▶ **WRITTEN INSTRUCTION**:
Quote the whole listing word for word. Do not include the pictures.

▶ **INFORMATION SUPPLIED**:
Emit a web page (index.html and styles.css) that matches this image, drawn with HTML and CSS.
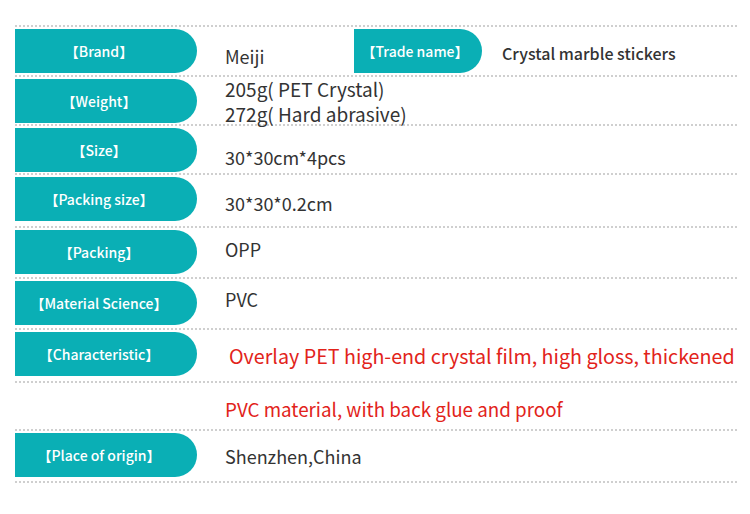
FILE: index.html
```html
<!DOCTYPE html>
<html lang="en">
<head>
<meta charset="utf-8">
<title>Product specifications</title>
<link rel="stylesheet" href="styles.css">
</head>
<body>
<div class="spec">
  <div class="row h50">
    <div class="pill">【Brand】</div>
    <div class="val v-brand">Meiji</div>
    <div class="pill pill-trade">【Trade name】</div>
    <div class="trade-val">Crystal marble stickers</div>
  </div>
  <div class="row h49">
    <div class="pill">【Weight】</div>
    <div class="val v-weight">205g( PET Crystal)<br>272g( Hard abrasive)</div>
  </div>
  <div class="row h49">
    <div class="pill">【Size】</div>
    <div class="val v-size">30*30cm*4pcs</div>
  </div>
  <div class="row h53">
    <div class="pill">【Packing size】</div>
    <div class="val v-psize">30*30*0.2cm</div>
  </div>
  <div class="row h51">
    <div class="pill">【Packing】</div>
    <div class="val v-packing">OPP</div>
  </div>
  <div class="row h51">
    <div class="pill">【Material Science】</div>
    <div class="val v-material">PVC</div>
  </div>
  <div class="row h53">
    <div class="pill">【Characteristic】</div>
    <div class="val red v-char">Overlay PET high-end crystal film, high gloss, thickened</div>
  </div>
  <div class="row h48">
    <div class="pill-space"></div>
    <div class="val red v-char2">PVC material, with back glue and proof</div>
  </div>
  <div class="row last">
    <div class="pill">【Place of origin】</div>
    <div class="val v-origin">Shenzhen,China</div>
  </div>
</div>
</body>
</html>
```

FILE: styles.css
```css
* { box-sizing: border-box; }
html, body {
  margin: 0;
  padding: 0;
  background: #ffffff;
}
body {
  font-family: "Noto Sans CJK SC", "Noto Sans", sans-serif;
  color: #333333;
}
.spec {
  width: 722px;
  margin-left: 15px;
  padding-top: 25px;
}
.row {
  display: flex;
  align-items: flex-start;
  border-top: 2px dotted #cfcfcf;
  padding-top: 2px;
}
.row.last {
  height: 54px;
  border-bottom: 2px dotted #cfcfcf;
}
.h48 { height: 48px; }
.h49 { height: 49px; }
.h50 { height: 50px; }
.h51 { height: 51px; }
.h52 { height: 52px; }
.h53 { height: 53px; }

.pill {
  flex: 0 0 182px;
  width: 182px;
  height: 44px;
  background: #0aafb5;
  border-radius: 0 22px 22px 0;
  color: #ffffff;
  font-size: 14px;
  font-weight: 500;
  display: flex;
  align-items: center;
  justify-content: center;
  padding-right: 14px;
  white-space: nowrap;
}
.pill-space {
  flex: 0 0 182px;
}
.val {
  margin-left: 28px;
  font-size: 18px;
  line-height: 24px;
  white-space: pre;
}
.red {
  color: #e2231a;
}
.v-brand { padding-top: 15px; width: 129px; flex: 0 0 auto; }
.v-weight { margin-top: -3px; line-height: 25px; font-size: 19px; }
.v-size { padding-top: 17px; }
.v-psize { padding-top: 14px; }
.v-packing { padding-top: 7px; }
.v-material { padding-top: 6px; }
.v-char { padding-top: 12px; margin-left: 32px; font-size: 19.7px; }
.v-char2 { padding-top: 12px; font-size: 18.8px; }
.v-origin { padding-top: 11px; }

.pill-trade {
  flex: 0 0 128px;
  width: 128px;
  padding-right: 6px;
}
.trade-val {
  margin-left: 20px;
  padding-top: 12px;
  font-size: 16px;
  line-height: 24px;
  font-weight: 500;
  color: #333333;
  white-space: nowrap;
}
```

▶ **TASK ANSWER**:
Emit a web page (index.html and styles.css) that matches this image, drawn with HTML and CSS.
FILE: index.html
```html
<!DOCTYPE html>
<html lang="en">
<head>
<meta charset="utf-8">
<title>Product specifications</title>
<link rel="stylesheet" href="styles.css">
</head>
<body>
<div class="spec">
  <div class="row h50">
    <div class="pill">【Brand】</div>
    <div class="val v-brand">Meiji</div>
    <div class="pill pill-trade">【Trade name】</div>
    <div class="trade-val">Crystal marble stickers</div>
  </div>
  <div class="row h49">
    <div class="pill">【Weight】</div>
    <div class="val v-weight">205g( PET Crystal)<br>272g( Hard abrasive)</div>
  </div>
  <div class="row h49">
    <div class="pill">【Size】</div>
    <div class="val v-size">30*30cm*4pcs</div>
  </div>
  <div class="row h53">
    <div class="pill">【Packing size】</div>
    <div class="val v-psize">30*30*0.2cm</div>
  </div>
  <div class="row h51">
    <div class="pill">【Packing】</div>
    <div class="val v-packing">OPP</div>
  </div>
  <div class="row h51">
    <div class="pill">【Material Science】</div>
    <div class="val v-material">PVC</div>
  </div>
  <div class="row h53">
    <div class="pill">【Characteristic】</div>
    <div class="val red v-char">Overlay PET high-end crystal film, high gloss, thickened</div>
  </div>
  <div class="row h48">
    <div class="pill-space"></div>
    <div class="val red v-char2">PVC material, with back glue and proof</div>
  </div>
  <div class="row last">
    <div class="pill">【Place of origin】</div>
    <div class="val v-origin">Shenzhen,China</div>
  </div>
</div>
</body>
</html>
```

FILE: styles.css
```css
* { box-sizing: border-box; }
html, body {
  margin: 0;
  padding: 0;
  background: #ffffff;
}
body {
  font-family: "Noto Sans CJK SC", "Noto Sans", sans-serif;
  color: #333333;
}
.spec {
  width: 722px;
  margin-left: 15px;
  padding-top: 25px;
}
.row {
  display: flex;
  align-items: flex-start;
  border-top: 2px dotted #cfcfcf;
  padding-top: 2px;
}
.row.last {
  height: 54px;
  border-bottom: 2px dotted #cfcfcf;
}
.h48 { height: 48px; }
.h49 { height: 49px; }
.h50 { height: 50px; }
.h51 { height: 51px; }
.h52 { height: 52px; }
.h53 { height: 53px; }

.pill {
  flex: 0 0 182px;
  width: 182px;
  height: 44px;
  background: #0aafb5;
  border-radius: 0 22px 22px 0;
  color: #ffffff;
  font-size: 14px;
  font-weight: 500;
  display: flex;
  align-items: center;
  justify-content: center;
  padding-right: 14px;
  white-space: nowrap;
}
.pill-space {
  flex: 0 0 182px;
}
.val {
  margin-left: 28px;
  font-size: 18px;
  line-height: 24px;
  white-space: pre;
}
.red {
  color: #e2231a;
}
.v-brand { padding-top: 15px; width: 129px; flex: 0 0 auto; }
.v-weight { margin-top: -3px; line-height: 25px; font-size: 19px; }
.v-size { padding-top: 17px; }
.v-psize { padding-top: 14px; }
.v-packing { padding-top: 7px; }
.v-material { padding-top: 6px; }
.v-char { padding-top: 12px; margin-left: 32px; font-size: 19.7px; }
.v-char2 { padding-top: 12px; font-size: 18.8px; }
.v-origin { padding-top: 11px; }

.pill-trade {
  flex: 0 0 128px;
  width: 128px;
  padding-right: 6px;
}
.trade-val {
  margin-left: 20px;
  padding-top: 12px;
  font-size: 16px;
  line-height: 24px;
  font-weight: 500;
  color: #333333;
  white-space: nowrap;
}
```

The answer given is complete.